Barclay stopped short of saying Rio Tinto was a bad corporate citizen, noting its contribution to the community of Southland – but he did express frustration at the mining company’s unwillingness to significantly reduce its load to help the country keep its lights on when the hydro lakes are low.
His criticism is less about the August 9 power blackouts (reducing the smelter’s load in Southland then would have done little to address the power shortage in the North Island) and more about Rio Tinto refusing to accept an obligation to significantly reduce its demand for days or weeks at a time.
He revealed that Meridian had told Rio Tinto that if the smelting company wanted to find a way to continue operating in New Zealand, it would have to find a way to make Tiwai Point more flexible.
“We can’t have a situation, which is what we’ve had, where we go into a drought situation, we’ve got scarcity of energy, and the smelter keeps taking its full load,” Barclay said.
“And effectively they’re exporting that product offshore.
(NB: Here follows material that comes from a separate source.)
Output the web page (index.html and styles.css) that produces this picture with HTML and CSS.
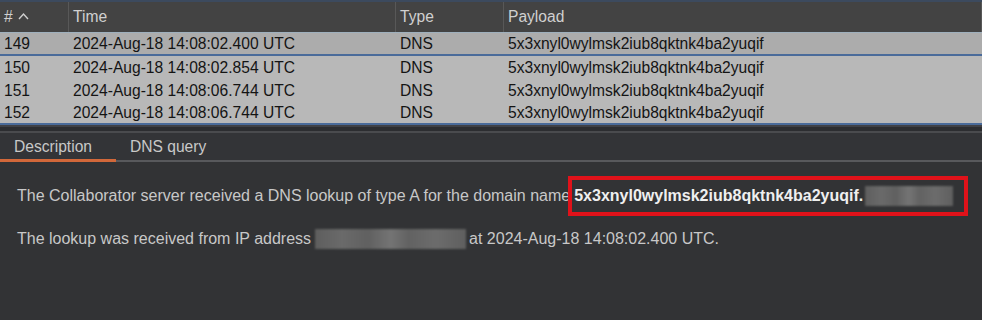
FILE: index.html
```html
<!DOCTYPE html>
<html lang="en">
<head>
  <meta charset="UTF-8">
  <title>Collaborator</title>
  <link rel="stylesheet" href="styles.css">
</head>
<body>
  <div class="table">
    <div class="row head">
      <div class="cell c-num">#
        <svg class="caret" width="11" height="8" viewBox="0 0 11 8"><path d="M1 7 L5.5 2 L10 7" fill="none" stroke="#cfcfcf" stroke-width="1.4"/></svg>
      </div>
      <div class="cell c-time">Time</div>
      <div class="cell c-type">Type</div>
      <div class="cell c-payload">Payload</div>
    </div>
    <div class="row selected">
      <div class="cell c-num">149</div>
      <div class="cell c-time">2024-Aug-18 14:08:02.400 UTC</div>
      <div class="cell c-type">DNS</div>
      <div class="cell c-payload">5x3xnyl0wylmsk2iub8qktnk4ba2yuqif</div>
    </div>
    <div class="row">
      <div class="cell c-num">150</div>
      <div class="cell c-time">2024-Aug-18 14:08:02.854 UTC</div>
      <div class="cell c-type">DNS</div>
      <div class="cell c-payload">5x3xnyl0wylmsk2iub8qktnk4ba2yuqif</div>
    </div>
    <div class="row">
      <div class="cell c-num">151</div>
      <div class="cell c-time">2024-Aug-18 14:08:06.744 UTC</div>
      <div class="cell c-type">DNS</div>
      <div class="cell c-payload">5x3xnyl0wylmsk2iub8qktnk4ba2yuqif</div>
    </div>
    <div class="row last">
      <div class="cell c-num">152</div>
      <div class="cell c-time">2024-Aug-18 14:08:06.744 UTC</div>
      <div class="cell c-type">DNS</div>
      <div class="cell c-payload">5x3xnyl0wylmsk2iub8qktnk4ba2yuqif</div>
    </div>
  </div>

  <div class="splitter"></div>

  <div class="tabs">
    <div class="tab active">Description</div>
    <div class="tab">DNS query</div>
  </div>

  <div class="details">
    <p class="first">The Collaborator server received a DNS lookup of type A for the domain name<span class="highlight"><b>5x3xnyl0wylmsk2iub8qktnk4ba2yuqif.</b><span class="blur domain"></span></span></p>
    <p>The lookup was received from IP address <span class="blur ip"></span> at 2024-Aug-18 14:08:02.400 UTC.</p>
  </div>
</body>
</html>
```

FILE: styles.css
```css
* {
  box-sizing: border-box;
}
body {
  margin: 0;
  background: #323335;
  font-family: "Liberation Sans", Arial, sans-serif;
  width: 982px;
  height: 320px;
  overflow: hidden;
}
.table {
  border-top: 2px solid #3c4a5e;
}
.row {
  display: grid;
  grid-template-columns: 69px 327px 108px 1fr;
  height: 23px;
  padding-top: 1px;
  background: #b8b8b8;
  color: #141414;
  font-size: 15.6px;
  align-items: center;
}
.row.head {
  height: 31px;
  padding-top: 0;
  background: #434343;
  color: #d0d0d0;
  border-bottom: 1px solid #9fb0bd;
}
.row.head .cell {
  height: 100%;
  display: flex;
  align-items: center;
  border-right: 1px solid #585858;
}
.row.selected {
  background: #acacac;
  border-bottom: 2px solid #4a6b9a;
}
.row.last {
  border-bottom: 2px solid #4a6b9a;
}
.cell {
  padding-left: 4px;
  white-space: nowrap;
  overflow: hidden;
}
.caret {
  margin-left: 5px;
  margin-top: -2px;
}
.splitter {
  height: 8px;
  background: #2c2d30;
  border-top: 2px solid #404146;
  border-bottom: 2px solid #4a4b4e;
}
.tabs {
  display: flex;
  height: 29px;
  background: #333437;
  border-bottom: 2px solid #58595c;
}
.tab {
  color: #c8c8c8;
  font-size: 15.6px;
  padding: 5px 14px 0;
}
.tab.active {
  width: 116px;
  border-bottom: 3px solid #d2683a;
  margin-bottom: -2px;
}
.details {
  padding: 14px 17px;
  color: #c8c8c8;
  font-size: 16px;
}
.details p {
  margin: 0;
  display: flex;
  align-items: center;
  height: 22px;
  white-space: nowrap;
}
.details p.first {
  height: 40px;
  margin-bottom: 12px;
}
.highlight {
  display: inline-flex;
  align-items: center;
  height: 40px;
  border: 4px solid #e0121a;
  padding: 0 11px 0 2px;
  margin-left: -2px;
  color: #efefef;
}
.blur {
  display: inline-block;
  height: 20px;
  background: linear-gradient(90deg, #5e5e5e 0%, #6a6a6a 18%, #606060 35%, #747474 50%, #626262 62%, #6c6c6c 80%, #5f5f5f 100%);
  filter: blur(1px);
}
.domain {
  width: 88px;
  margin-left: 2px;
}
.ip {
  width: 151px;
  margin: 0 3px 0 4px;
}
```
There is technology available in the smelting industry where they can actually reduce the energy they take in, and they can do that effectively, and that would be really helpful in a drought – but they’ve never been willing to entertain the thought.
“They haven’t read the tea leaves, and haven’t thought about how they could make that facility work more in sympathy with the electricity sector. Which would actually be worth a lot to them. We would pay them to drop off their usage of energy in a drought. But, like I say, it’s just not a subject they’ve been willing to engage with us on.”
To be fair, the smelter agreed in April on voluntarily reduce its power consumption by up to 30.5 MWh per hour to assist through the dry winter, if it wished to help address demand. It reduced its load by around 6 MW by not replacing pots that had been cycled out of circulation, and it agreed to not restart the 50MW Line 4 while the lakes were low. “We are pleased to now be in position to be able to do more to assist New Zealand’s security of supply for all customers should the lake levels not be replenished in the short term,” a spokesperson said at the time.
But Meridian says that 30MW was “a relatively small amount” in the context of a 572MW smelter. Any reduction in load was voluntary, not obligatory. The agreement took months to negotiate and so came into force very late in the drought and was ultimately of limited value, the energy firm says.
Four months on, after the power crisis has come to the crunch, Rio Tinto is refusing to comment on Barclay’s criticisms, or to answer questions about why it would not accept any obligation to reduce its power consumption when others are forced to turn off the lights.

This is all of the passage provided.